#### [What is asked]
Quote, without change, all of the lines that follow.
[Data rows start]
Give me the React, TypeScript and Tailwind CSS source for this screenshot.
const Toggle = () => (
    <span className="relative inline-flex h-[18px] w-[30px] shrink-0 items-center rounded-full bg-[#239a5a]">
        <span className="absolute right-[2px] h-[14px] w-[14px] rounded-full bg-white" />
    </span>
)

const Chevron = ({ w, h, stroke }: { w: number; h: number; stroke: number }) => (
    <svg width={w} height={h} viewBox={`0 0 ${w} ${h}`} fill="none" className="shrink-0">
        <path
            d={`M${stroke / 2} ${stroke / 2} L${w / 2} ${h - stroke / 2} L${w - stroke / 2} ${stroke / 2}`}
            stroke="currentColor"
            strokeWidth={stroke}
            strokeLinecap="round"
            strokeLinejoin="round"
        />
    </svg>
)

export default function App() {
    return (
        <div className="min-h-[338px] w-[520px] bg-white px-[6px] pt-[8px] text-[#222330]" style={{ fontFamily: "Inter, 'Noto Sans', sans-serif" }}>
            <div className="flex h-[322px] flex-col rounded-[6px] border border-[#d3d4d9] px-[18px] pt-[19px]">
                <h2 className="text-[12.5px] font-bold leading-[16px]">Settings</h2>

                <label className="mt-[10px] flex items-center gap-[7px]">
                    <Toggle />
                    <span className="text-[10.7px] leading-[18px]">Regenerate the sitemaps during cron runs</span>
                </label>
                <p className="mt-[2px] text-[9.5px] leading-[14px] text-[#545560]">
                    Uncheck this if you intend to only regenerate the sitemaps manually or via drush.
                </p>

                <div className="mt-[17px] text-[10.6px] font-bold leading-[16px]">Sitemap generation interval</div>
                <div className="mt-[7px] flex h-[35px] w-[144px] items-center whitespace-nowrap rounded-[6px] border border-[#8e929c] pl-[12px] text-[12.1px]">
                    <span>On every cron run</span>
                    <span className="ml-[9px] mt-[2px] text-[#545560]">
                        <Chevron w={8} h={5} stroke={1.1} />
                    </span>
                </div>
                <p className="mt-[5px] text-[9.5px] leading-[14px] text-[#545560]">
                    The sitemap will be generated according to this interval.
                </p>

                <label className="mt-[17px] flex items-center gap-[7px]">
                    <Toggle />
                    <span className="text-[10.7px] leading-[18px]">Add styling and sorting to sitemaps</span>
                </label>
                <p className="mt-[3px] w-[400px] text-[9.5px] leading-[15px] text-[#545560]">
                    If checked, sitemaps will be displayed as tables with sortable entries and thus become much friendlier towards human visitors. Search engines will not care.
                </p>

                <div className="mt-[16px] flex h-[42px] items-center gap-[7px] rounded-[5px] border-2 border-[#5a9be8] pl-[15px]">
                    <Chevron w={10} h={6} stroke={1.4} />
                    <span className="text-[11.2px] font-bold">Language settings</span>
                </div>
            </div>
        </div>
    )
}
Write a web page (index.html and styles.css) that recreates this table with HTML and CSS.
[Data rows end]
#### [Response to this task]
Give me the React, TypeScript and Tailwind CSS source for this screenshot.
const Toggle = () => (
    <span className="relative inline-flex h-[18px] w-[30px] shrink-0 items-center rounded-full bg-[#239a5a]">
        <span className="absolute right-[2px] h-[14px] w-[14px] rounded-full bg-white" />
    </span>
)

const Chevron = ({ w, h, stroke }: { w: number; h: number; stroke: number }) => (
    <svg width={w} height={h} viewBox={`0 0 ${w} ${h}`} fill="none" className="shrink-0">
        <path
            d={`M${stroke / 2} ${stroke / 2} L${w / 2} ${h - stroke / 2} L${w - stroke / 2} ${stroke / 2}`}
            stroke="currentColor"
            strokeWidth={stroke}
            strokeLinecap="round"
            strokeLinejoin="round"
        />
    </svg>
)

export default function App() {
    return (
        <div className="min-h-[338px] w-[520px] bg-white px-[6px] pt-[8px] text-[#222330]" style={{ fontFamily: "Inter, 'Noto Sans', sans-serif" }}>
            <div className="flex h-[322px] flex-col rounded-[6px] border border-[#d3d4d9] px-[18px] pt-[19px]">
                <h2 className="text-[12.5px] font-bold leading-[16px]">Settings</h2>

                <label className="mt-[10px] flex items-center gap-[7px]">
                    <Toggle />
                    <span className="text-[10.7px] leading-[18px]">Regenerate the sitemaps during cron runs</span>
                </label>
                <p className="mt-[2px] text-[9.5px] leading-[14px] text-[#545560]">
                    Uncheck this if you intend to only regenerate the sitemaps manually or via drush.
                </p>

                <div className="mt-[17px] text-[10.6px] font-bold leading-[16px]">Sitemap generation interval</div>
                <div className="mt-[7px] flex h-[35px] w-[144px] items-center whitespace-nowrap rounded-[6px] border border-[#8e929c] pl-[12px] text-[12.1px]">
                    <span>On every cron run</span>
                    <span className="ml-[9px] mt-[2px] text-[#545560]">
                        <Chevron w={8} h={5} stroke={1.1} />
                    </span>
                </div>
                <p className="mt-[5px] text-[9.5px] leading-[14px] text-[#545560]">
                    The sitemap will be generated according to this interval.
                </p>

                <label className="mt-[17px] flex items-center gap-[7px]">
                    <Toggle />
                    <span className="text-[10.7px] leading-[18px]">Add styling and sorting to sitemaps</span>
                </label>
                <p className="mt-[3px] w-[400px] text-[9.5px] leading-[15px] text-[#545560]">
                    If checked, sitemaps will be displayed as tables with sortable entries and thus become much friendlier towards human visitors. Search engines will not care.
                </p>

                <div className="mt-[16px] flex h-[42px] items-center gap-[7px] rounded-[5px] border-2 border-[#5a9be8] pl-[15px]">
                    <Chevron w={10} h={6} stroke={1.4} />
                    <span className="text-[11.2px] font-bold">Language settings</span>
                </div>
            </div>
        </div>
    )
}
Write a web page (index.html and styles.css) that recreates this table with HTML and CSS.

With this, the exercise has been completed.